10. The information processing device according to claim 9, wherein

the processor calculates a score based on the statistical result for each part of the first graph data that corresponds to the second graph data, the part that is extracted on the basis of the character string of the first data, and specifies data that corresponds to the first data included in the part of the first graph data specified on a basis of the score as the second data.

11. The information processing device according to claim 10, wherein

the score based on the statistical result is a score based on at least one of

a frequency with which each of data and a relationship included in the second graph data appears in the first graph data,

the number of data between data included in the part of the first graph data that corresponds to data included in the second graph data, or

a degree of match between a difference between the part of the first graph data and the second graph data, and a tendency of the modification processing acquired in advance.

12. The information processing device according to claim 11, wherein

the score indicates that the degree of coincidence between the second graph data and the part of the first graph data is higher as the frequency is lower.

13. The information processing device according to claim 11, wherein

the score indicates that the degree of coincidence between the second graph data and the part of the first graph data is lower as the number of data is larger.

14. The information processing device according to claim 11, wherein

the score indicates that the degree of coincidence between the second graph data and the part of the first graph data is higher as the degree of match with respect to tendency of the modification processing is higher.

15. The information processing device according to claim 11, wherein

the processor acquires at least one of the frequency or the tendency of the modification processing on a basis of the first graph data and the second graph data.

16. The information processing device according to claim 15, wherein

the processor acquires a difference between a data string that has a highest degree of coincidence of a character string with the second graph data, and the second graph data, among data strings that include one or more data connected by the relationship included in the first graph data.

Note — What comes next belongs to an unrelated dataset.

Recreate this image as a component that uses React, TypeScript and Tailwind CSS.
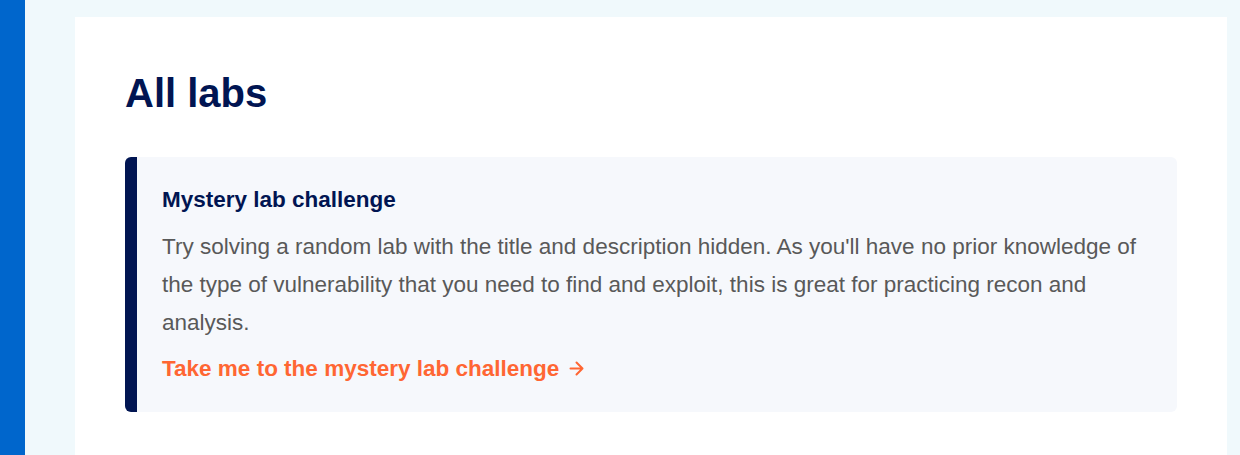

17. A data specifying method comprising:

when receiving designation of first data included in second graph data generated by executing modification processing for first graph data that includes a plurality of data and information that indicates each relationship between the plurality of data, extracting, by a computer, one or a plurality of data from the first graph data on a basis of a character string of the first data; and

specifying second data from the one or the plurality of data on a basis of a statistical result of modification content included in the modification processing.

18. The data specifying method according to claim 17, wherein

the processing of specifying the second data includes calculating a score based on the statistical result for each part of the first graph data that corresponds to the second graph data, the part that is extracted on the basis of the character string of the first data, and specifying data that corresponds to the first data included in the part of the first graph data specified on a basis of the score as the second data.

19. The data specifying method according to claim 18, wherein

the score based on the statistical result is a score based on at least one of

a frequency with which each of data and a relationship included in the second graph data appears in the first graph data,

the number of data between data included in the part of the first graph data that corresponds to data included in the second graph data, or

a degree of match between a difference between the part of the first graph data and the second graph data, and a tendency of the modification processing acquired in advance.